D&D: Testing Bibisco for D&D and Tabletop RPG Planning


I have spent a long time trying to find the right tool and system for campaign planning for D&D. I posted about my struggles and my approach back in 2019, and I have to say that since that time I never found a perfect setup.  I like to keep my session notes to paper as much as possible, and the Tül notebook has severed me really well, but with the past year going fully online for all of our D&D play, that has shifted my approach and perspective a bit. The notebook works great for my individual session planning, but has proven to be a bit harder to manage long term planning and tracking of multiple narrative arcs. 

I have tried a whole ton of different apps for the past couple of years, ranging from Evernote, to Apple Notes, to Onenote and more. I even tried online systems like World Anvil, Kanka and Obsidian Portal. All of them have left me "wanting" in different ways. 

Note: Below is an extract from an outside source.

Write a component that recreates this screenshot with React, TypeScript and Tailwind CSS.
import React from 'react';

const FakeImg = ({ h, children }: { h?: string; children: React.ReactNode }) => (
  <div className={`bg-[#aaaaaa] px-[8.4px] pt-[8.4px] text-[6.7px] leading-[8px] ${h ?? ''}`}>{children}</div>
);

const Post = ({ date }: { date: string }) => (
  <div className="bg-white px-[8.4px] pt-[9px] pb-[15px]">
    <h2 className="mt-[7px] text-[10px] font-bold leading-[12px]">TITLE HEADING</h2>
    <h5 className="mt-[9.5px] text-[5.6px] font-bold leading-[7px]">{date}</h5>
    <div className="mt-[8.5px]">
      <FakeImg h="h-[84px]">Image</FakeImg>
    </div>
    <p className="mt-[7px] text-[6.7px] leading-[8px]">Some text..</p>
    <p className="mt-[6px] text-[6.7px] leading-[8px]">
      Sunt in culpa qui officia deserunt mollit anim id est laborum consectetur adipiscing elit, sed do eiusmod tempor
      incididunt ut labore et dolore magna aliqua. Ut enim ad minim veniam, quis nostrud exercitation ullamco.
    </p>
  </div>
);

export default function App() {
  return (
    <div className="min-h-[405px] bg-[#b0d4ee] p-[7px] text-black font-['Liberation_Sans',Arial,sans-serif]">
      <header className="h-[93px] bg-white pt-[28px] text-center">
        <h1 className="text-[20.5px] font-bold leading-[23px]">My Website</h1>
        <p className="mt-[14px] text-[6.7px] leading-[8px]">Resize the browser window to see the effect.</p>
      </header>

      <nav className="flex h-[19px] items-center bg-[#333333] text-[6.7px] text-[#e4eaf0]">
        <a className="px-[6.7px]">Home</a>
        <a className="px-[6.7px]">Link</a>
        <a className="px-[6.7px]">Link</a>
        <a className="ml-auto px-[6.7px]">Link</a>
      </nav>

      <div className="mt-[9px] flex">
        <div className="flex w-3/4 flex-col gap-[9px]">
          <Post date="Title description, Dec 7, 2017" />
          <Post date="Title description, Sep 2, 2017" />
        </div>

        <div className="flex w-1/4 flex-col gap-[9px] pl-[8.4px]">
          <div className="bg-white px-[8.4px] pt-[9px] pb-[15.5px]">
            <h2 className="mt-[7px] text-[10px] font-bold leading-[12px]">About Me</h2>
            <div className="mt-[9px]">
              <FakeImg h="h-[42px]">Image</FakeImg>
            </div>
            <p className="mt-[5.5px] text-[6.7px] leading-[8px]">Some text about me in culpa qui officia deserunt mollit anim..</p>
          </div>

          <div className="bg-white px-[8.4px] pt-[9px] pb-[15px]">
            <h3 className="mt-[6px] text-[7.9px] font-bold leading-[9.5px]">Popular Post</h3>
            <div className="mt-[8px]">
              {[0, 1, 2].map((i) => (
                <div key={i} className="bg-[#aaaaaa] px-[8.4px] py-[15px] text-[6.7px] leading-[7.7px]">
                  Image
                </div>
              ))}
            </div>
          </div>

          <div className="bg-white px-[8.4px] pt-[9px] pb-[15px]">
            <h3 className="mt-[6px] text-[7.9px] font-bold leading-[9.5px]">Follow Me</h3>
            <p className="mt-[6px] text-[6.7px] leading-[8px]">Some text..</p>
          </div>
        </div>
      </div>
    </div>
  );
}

OneNote was a strong contender for a while and there is an excellent template setup online. Unfortunately my work uses Office 365 and at least when I last checked this out in the spring, there wasn't a way to login to multiple accounts for OneNote on a single device, so writing and development became a bit hard. The OneNote template also looked gorgeous, but I found myself often times fiddling a bit too much with formatting and not actually "writing" the campaign out. 

I also looked quite a bit at the various online systems, such as World Anvil, etc. While I did like them, at the end of the day I just can't pay for another online service. They also never felt "quick enough" for me. I couldn't login and get to the page I wanted to fast enough to just "idea dump" when something came to my mind. 

What I have discovered over the past few weeks though is an application called Bibisco. I have found that it has a really nice breakdown of writing sections that works really well for campaign planning, breaking narrative elements into Scenes. This has worked out really nicely for how my brain approaches my D&D planning. There is too much to breakdown into a single blog post, so I have instead put together a video overview of how I have been using Bibisco over the past month or so. The software isn't perfect, and I try to identify some of its shortcomings, but it has been one of the better fits that I have found to date for D&D planning. 

If the developers take a few notes to improve some areas, it could really become an ideal world building application.